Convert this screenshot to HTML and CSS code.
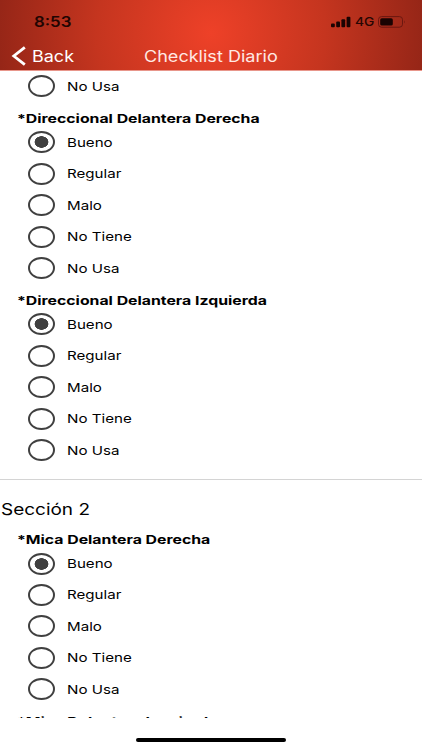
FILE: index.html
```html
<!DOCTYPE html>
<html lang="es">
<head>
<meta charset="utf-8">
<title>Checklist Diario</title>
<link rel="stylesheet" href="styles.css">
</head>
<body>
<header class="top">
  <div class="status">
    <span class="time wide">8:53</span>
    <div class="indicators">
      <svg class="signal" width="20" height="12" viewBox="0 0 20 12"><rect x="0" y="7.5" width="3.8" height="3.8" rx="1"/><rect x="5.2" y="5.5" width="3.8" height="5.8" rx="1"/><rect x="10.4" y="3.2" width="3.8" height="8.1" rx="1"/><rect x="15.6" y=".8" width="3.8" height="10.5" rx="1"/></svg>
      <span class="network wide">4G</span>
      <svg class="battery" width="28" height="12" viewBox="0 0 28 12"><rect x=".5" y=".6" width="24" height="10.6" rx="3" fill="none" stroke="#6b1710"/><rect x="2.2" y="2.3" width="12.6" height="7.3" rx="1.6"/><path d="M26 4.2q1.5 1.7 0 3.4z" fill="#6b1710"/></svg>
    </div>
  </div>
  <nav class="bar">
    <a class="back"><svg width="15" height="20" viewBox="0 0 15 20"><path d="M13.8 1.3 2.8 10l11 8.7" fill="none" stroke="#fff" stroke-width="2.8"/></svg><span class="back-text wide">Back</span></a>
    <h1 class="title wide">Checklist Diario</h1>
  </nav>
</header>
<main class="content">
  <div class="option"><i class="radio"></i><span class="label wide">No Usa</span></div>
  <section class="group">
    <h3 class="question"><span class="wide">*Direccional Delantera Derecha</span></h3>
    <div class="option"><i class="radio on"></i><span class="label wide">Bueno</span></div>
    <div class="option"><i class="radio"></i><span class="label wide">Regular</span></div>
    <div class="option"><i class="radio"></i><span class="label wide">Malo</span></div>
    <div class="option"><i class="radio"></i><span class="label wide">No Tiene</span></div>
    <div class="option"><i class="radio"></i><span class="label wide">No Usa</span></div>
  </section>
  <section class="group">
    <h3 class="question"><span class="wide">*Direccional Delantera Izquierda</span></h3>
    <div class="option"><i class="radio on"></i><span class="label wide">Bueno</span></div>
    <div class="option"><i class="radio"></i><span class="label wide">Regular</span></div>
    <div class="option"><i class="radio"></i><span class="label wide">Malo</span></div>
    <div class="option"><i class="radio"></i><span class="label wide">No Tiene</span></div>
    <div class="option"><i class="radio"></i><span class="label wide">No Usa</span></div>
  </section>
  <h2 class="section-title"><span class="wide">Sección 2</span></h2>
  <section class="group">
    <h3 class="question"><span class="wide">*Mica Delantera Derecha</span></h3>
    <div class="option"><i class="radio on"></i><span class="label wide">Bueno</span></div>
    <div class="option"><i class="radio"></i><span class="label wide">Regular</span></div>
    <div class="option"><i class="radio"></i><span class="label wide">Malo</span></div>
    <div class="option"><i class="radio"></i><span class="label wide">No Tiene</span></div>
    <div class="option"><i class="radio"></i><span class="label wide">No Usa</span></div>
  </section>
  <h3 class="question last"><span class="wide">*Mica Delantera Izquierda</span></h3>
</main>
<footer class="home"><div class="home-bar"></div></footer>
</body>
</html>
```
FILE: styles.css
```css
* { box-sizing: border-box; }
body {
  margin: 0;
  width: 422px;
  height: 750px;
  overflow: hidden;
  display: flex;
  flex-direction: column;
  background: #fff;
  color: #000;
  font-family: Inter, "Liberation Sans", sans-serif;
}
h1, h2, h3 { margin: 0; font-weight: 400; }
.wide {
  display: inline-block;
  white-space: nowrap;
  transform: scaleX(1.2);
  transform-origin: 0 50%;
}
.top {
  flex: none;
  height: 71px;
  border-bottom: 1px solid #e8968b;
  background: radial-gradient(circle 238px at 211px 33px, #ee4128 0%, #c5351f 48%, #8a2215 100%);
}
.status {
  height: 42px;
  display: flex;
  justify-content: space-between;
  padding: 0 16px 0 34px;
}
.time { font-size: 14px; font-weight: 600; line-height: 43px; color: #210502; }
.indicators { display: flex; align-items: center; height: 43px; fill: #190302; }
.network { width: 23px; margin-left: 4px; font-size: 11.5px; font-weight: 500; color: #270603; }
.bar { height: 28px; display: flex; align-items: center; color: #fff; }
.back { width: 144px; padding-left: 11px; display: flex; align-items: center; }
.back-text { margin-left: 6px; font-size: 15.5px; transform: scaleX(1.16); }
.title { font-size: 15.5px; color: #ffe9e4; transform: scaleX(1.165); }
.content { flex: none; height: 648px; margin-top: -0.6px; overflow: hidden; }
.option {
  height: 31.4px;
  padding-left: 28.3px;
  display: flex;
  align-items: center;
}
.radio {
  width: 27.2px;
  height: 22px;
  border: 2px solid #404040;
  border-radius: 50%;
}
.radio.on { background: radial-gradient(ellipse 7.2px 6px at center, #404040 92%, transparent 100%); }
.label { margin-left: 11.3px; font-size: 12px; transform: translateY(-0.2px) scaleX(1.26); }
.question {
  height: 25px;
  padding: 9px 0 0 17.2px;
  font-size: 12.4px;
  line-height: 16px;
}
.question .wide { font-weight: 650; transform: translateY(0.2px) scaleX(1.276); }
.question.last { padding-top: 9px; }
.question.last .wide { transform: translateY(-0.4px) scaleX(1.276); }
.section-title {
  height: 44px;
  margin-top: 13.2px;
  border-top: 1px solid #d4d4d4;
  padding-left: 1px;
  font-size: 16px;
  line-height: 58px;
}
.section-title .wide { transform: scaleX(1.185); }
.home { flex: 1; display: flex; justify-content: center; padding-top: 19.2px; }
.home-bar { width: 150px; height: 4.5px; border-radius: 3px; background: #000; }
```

• What this task involves:
In the copy, include no pictures; restate the listing above exactly.

• Expected output:
Convert this screenshot to HTML and CSS code.
FILE: index.html
```html
<!DOCTYPE html>
<html lang="es">
<head>
<meta charset="utf-8">
<title>Checklist Diario</title>
<link rel="stylesheet" href="styles.css">
</head>
<body>
<header class="top">
  <div class="status">
    <span class="time wide">8:53</span>
    <div class="indicators">
      <svg class="signal" width="20" height="12" viewBox="0 0 20 12"><rect x="0" y="7.5" width="3.8" height="3.8" rx="1"/><rect x="5.2" y="5.5" width="3.8" height="5.8" rx="1"/><rect x="10.4" y="3.2" width="3.8" height="8.1" rx="1"/><rect x="15.6" y=".8" width="3.8" height="10.5" rx="1"/></svg>
      <span class="network wide">4G</span>
      <svg class="battery" width="28" height="12" viewBox="0 0 28 12"><rect x=".5" y=".6" width="24" height="10.6" rx="3" fill="none" stroke="#6b1710"/><rect x="2.2" y="2.3" width="12.6" height="7.3" rx="1.6"/><path d="M26 4.2q1.5 1.7 0 3.4z" fill="#6b1710"/></svg>
    </div>
  </div>
  <nav class="bar">
    <a class="back"><svg width="15" height="20" viewBox="0 0 15 20"><path d="M13.8 1.3 2.8 10l11 8.7" fill="none" stroke="#fff" stroke-width="2.8"/></svg><span class="back-text wide">Back</span></a>
    <h1 class="title wide">Checklist Diario</h1>
  </nav>
</header>
<main class="content">
  <div class="option"><i class="radio"></i><span class="label wide">No Usa</span></div>
  <section class="group">
    <h3 class="question"><span class="wide">*Direccional Delantera Derecha</span></h3>
    <div class="option"><i class="radio on"></i><span class="label wide">Bueno</span></div>
    <div class="option"><i class="radio"></i><span class="label wide">Regular</span></div>
    <div class="option"><i class="radio"></i><span class="label wide">Malo</span></div>
    <div class="option"><i class="radio"></i><span class="label wide">No Tiene</span></div>
    <div class="option"><i class="radio"></i><span class="label wide">No Usa</span></div>
  </section>
  <section class="group">
    <h3 class="question"><span class="wide">*Direccional Delantera Izquierda</span></h3>
    <div class="option"><i class="radio on"></i><span class="label wide">Bueno</span></div>
    <div class="option"><i class="radio"></i><span class="label wide">Regular</span></div>
    <div class="option"><i class="radio"></i><span class="label wide">Malo</span></div>
    <div class="option"><i class="radio"></i><span class="label wide">No Tiene</span></div>
    <div class="option"><i class="radio"></i><span class="label wide">No Usa</span></div>
  </section>
  <h2 class="section-title"><span class="wide">Sección 2</span></h2>
  <section class="group">
    <h3 class="question"><span class="wide">*Mica Delantera Derecha</span></h3>
    <div class="option"><i class="radio on"></i><span class="label wide">Bueno</span></div>
    <div class="option"><i class="radio"></i><span class="label wide">Regular</span></div>
    <div class="option"><i class="radio"></i><span class="label wide">Malo</span></div>
    <div class="option"><i class="radio"></i><span class="label wide">No Tiene</span></div>
    <div class="option"><i class="radio"></i><span class="label wide">No Usa</span></div>
  </section>
  <h3 class="question last"><span class="wide">*Mica Delantera Izquierda</span></h3>
</main>
<footer class="home"><div class="home-bar"></div></footer>
</body>
</html>
```
FILE: styles.css
```css
* { box-sizing: border-box; }
body {
  margin: 0;
  width: 422px;
  height: 750px;
  overflow: hidden;
  display: flex;
  flex-direction: column;
  background: #fff;
  color: #000;
  font-family: Inter, "Liberation Sans", sans-serif;
}
h1, h2, h3 { margin: 0; font-weight: 400; }
.wide {
  display: inline-block;
  white-space: nowrap;
  transform: scaleX(1.2);
  transform-origin: 0 50%;
}
.top {
  flex: none;
  height: 71px;
  border-bottom: 1px solid #e8968b;
  background: radial-gradient(circle 238px at 211px 33px, #ee4128 0%, #c5351f 48%, #8a2215 100%);
}
.status {
  height: 42px;
  display: flex;
  justify-content: space-between;
  padding: 0 16px 0 34px;
}
.time { font-size: 14px; font-weight: 600; line-height: 43px; color: #210502; }
.indicators { display: flex; align-items: center; height: 43px; fill: #190302; }
.network { width: 23px; margin-left: 4px; font-size: 11.5px; font-weight: 500; color: #270603; }
.bar { height: 28px; display: flex; align-items: center; color: #fff; }
.back { width: 144px; padding-left: 11px; display: flex; align-items: center; }
.back-text { margin-left: 6px; font-size: 15.5px; transform: scaleX(1.16); }
.title { font-size: 15.5px; color: #ffe9e4; transform: scaleX(1.165); }
.content { flex: none; height: 648px; margin-top: -0.6px; overflow: hidden; }
.option {
  height: 31.4px;
  padding-left: 28.3px;
  display: flex;
  align-items: center;
}
.radio {
  width: 27.2px;
  height: 22px;
  border: 2px solid #404040;
  border-radius: 50%;
}
.radio.on { background: radial-gradient(ellipse 7.2px 6px at center, #404040 92%, transparent 100%); }
.label { margin-left: 11.3px; font-size: 12px; transform: translateY(-0.2px) scaleX(1.26); }
.question {
  height: 25px;
  padding: 9px 0 0 17.2px;
  font-size: 12.4px;
  line-height: 16px;
}
.question .wide { font-weight: 650; transform: translateY(0.2px) scaleX(1.276); }
.question.last { padding-top: 9px; }
.question.last .wide { transform: translateY(-0.4px) scaleX(1.276); }
.section-title {
  height: 44px;
  margin-top: 13.2px;
  border-top: 1px solid #d4d4d4;
  padding-left: 1px;
  font-size: 16px;
  line-height: 58px;
}
.section-title .wide { transform: scaleX(1.185); }
.home { flex: 1; display: flex; justify-content: center; padding-top: 19.2px; }
.home-bar { width: 150px; height: 4.5px; border-radius: 3px; background: #000; }
```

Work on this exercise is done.